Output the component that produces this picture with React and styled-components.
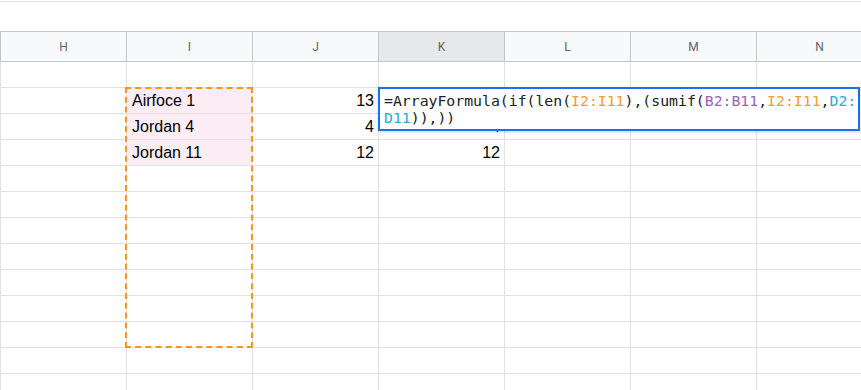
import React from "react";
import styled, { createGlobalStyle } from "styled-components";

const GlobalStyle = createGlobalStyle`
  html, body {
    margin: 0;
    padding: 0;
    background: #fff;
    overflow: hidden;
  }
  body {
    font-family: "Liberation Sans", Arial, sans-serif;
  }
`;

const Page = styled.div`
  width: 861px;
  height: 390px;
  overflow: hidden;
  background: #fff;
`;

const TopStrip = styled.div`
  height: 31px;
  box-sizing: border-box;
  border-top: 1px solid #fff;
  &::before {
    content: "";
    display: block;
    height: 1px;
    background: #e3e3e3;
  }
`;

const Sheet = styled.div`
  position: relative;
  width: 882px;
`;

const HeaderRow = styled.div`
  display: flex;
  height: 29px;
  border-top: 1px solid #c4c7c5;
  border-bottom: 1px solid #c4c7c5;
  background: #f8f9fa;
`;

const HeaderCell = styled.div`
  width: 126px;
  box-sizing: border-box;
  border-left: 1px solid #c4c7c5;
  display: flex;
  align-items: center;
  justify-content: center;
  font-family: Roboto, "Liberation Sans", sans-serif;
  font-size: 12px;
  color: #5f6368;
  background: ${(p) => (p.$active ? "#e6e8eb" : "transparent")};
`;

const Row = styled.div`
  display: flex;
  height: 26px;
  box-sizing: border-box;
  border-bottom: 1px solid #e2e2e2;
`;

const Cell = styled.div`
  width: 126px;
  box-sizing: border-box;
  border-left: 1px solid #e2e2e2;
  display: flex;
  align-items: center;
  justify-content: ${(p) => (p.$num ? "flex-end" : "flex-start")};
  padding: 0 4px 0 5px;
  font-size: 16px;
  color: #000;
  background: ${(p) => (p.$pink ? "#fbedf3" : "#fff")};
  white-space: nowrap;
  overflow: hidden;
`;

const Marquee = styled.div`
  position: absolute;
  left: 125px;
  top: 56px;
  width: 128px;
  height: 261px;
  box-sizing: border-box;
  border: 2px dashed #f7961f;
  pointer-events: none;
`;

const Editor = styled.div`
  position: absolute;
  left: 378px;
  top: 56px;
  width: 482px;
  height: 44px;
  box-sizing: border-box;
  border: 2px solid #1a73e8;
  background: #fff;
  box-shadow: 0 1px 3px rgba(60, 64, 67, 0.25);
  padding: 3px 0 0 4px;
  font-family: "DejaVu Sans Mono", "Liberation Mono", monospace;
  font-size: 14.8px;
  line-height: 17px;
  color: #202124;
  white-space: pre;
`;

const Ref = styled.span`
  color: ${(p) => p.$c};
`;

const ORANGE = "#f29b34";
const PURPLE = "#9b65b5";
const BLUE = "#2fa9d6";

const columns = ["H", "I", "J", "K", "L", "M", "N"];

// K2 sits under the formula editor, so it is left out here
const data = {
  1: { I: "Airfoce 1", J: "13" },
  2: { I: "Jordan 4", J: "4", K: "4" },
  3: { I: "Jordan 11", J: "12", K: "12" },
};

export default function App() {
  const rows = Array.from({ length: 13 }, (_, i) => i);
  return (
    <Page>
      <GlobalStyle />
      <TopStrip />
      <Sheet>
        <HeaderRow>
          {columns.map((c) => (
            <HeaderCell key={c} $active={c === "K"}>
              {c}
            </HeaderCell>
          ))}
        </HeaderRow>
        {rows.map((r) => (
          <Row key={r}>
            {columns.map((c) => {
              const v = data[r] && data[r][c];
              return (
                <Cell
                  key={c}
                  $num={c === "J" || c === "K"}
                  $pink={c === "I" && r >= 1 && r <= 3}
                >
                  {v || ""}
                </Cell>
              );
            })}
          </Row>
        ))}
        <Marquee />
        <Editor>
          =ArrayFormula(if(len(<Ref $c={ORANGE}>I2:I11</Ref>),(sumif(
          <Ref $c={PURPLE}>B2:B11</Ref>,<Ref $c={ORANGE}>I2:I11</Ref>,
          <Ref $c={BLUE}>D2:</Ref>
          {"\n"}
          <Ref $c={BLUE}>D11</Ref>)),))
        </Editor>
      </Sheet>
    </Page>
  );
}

========

_WORK REQUIRED_
Pictures excluded, quote all the data above exactly.

_WRITTEN RESPONSE_
Output the component that produces this picture with React and styled-components.
import React from "react";
import styled, { createGlobalStyle } from "styled-components";

const GlobalStyle = createGlobalStyle`
  html, body {
    margin: 0;
    padding: 0;
    background: #fff;
    overflow: hidden;
  }
  body {
    font-family: "Liberation Sans", Arial, sans-serif;
  }
`;

const Page = styled.div`
  width: 861px;
  height: 390px;
  overflow: hidden;
  background: #fff;
`;

const TopStrip = styled.div`
  height: 31px;
  box-sizing: border-box;
  border-top: 1px solid #fff;
  &::before {
    content: "";
    display: block;
    height: 1px;
    background: #e3e3e3;
  }
`;

const Sheet = styled.div`
  position: relative;
  width: 882px;
`;

const HeaderRow = styled.div`
  display: flex;
  height: 29px;
  border-top: 1px solid #c4c7c5;
  border-bottom: 1px solid #c4c7c5;
  background: #f8f9fa;
`;

const HeaderCell = styled.div`
  width: 126px;
  box-sizing: border-box;
  border-left: 1px solid #c4c7c5;
  display: flex;
  align-items: center;
  justify-content: center;
  font-family: Roboto, "Liberation Sans", sans-serif;
  font-size: 12px;
  color: #5f6368;
  background: ${(p) => (p.$active ? "#e6e8eb" : "transparent")};
`;

const Row = styled.div`
  display: flex;
  height: 26px;
  box-sizing: border-box;
  border-bottom: 1px solid #e2e2e2;
`;

const Cell = styled.div`
  width: 126px;
  box-sizing: border-box;
  border-left: 1px solid #e2e2e2;
  display: flex;
  align-items: center;
  justify-content: ${(p) => (p.$num ? "flex-end" : "flex-start")};
  padding: 0 4px 0 5px;
  font-size: 16px;
  color: #000;
  background: ${(p) => (p.$pink ? "#fbedf3" : "#fff")};
  white-space: nowrap;
  overflow: hidden;
`;

const Marquee = styled.div`
  position: absolute;
  left: 125px;
  top: 56px;
  width: 128px;
  height: 261px;
  box-sizing: border-box;
  border: 2px dashed #f7961f;
  pointer-events: none;
`;

const Editor = styled.div`
  position: absolute;
  left: 378px;
  top: 56px;
  width: 482px;
  height: 44px;
  box-sizing: border-box;
  border: 2px solid #1a73e8;
  background: #fff;
  box-shadow: 0 1px 3px rgba(60, 64, 67, 0.25);
  padding: 3px 0 0 4px;
  font-family: "DejaVu Sans Mono", "Liberation Mono", monospace;
  font-size: 14.8px;
  line-height: 17px;
  color: #202124;
  white-space: pre;
`;

const Ref = styled.span`
  color: ${(p) => p.$c};
`;

const ORANGE = "#f29b34";
const PURPLE = "#9b65b5";
const BLUE = "#2fa9d6";

const columns = ["H", "I", "J", "K", "L", "M", "N"];

// K2 sits under the formula editor, so it is left out here
const data = {
  1: { I: "Airfoce 1", J: "13" },
  2: { I: "Jordan 4", J: "4", K: "4" },
  3: { I: "Jordan 11", J: "12", K: "12" },
};

export default function App() {
  const rows = Array.from({ length: 13 }, (_, i) => i);
  return (
    <Page>
      <GlobalStyle />
      <TopStrip />
      <Sheet>
        <HeaderRow>
          {columns.map((c) => (
            <HeaderCell key={c} $active={c === "K"}>
              {c}
            </HeaderCell>
          ))}
        </HeaderRow>
        {rows.map((r) => (
          <Row key={r}>
            {columns.map((c) => {
              const v = data[r] && data[r][c];
              return (
                <Cell
                  key={c}
                  $num={c === "J" || c === "K"}
                  $pink={c === "I" && r >= 1 && r <= 3}
                >
                  {v || ""}
                </Cell>
              );
            })}
          </Row>
        ))}
        <Marquee />
        <Editor>
          =ArrayFormula(if(len(<Ref $c={ORANGE}>I2:I11</Ref>),(sumif(
          <Ref $c={PURPLE}>B2:B11</Ref>,<Ref $c={ORANGE}>I2:I11</Ref>,
          <Ref $c={BLUE}>D2:</Ref>
          {"\n"}
          <Ref $c={BLUE}>D11</Ref>)),))
        </Editor>
      </Sheet>
    </Page>
  );
}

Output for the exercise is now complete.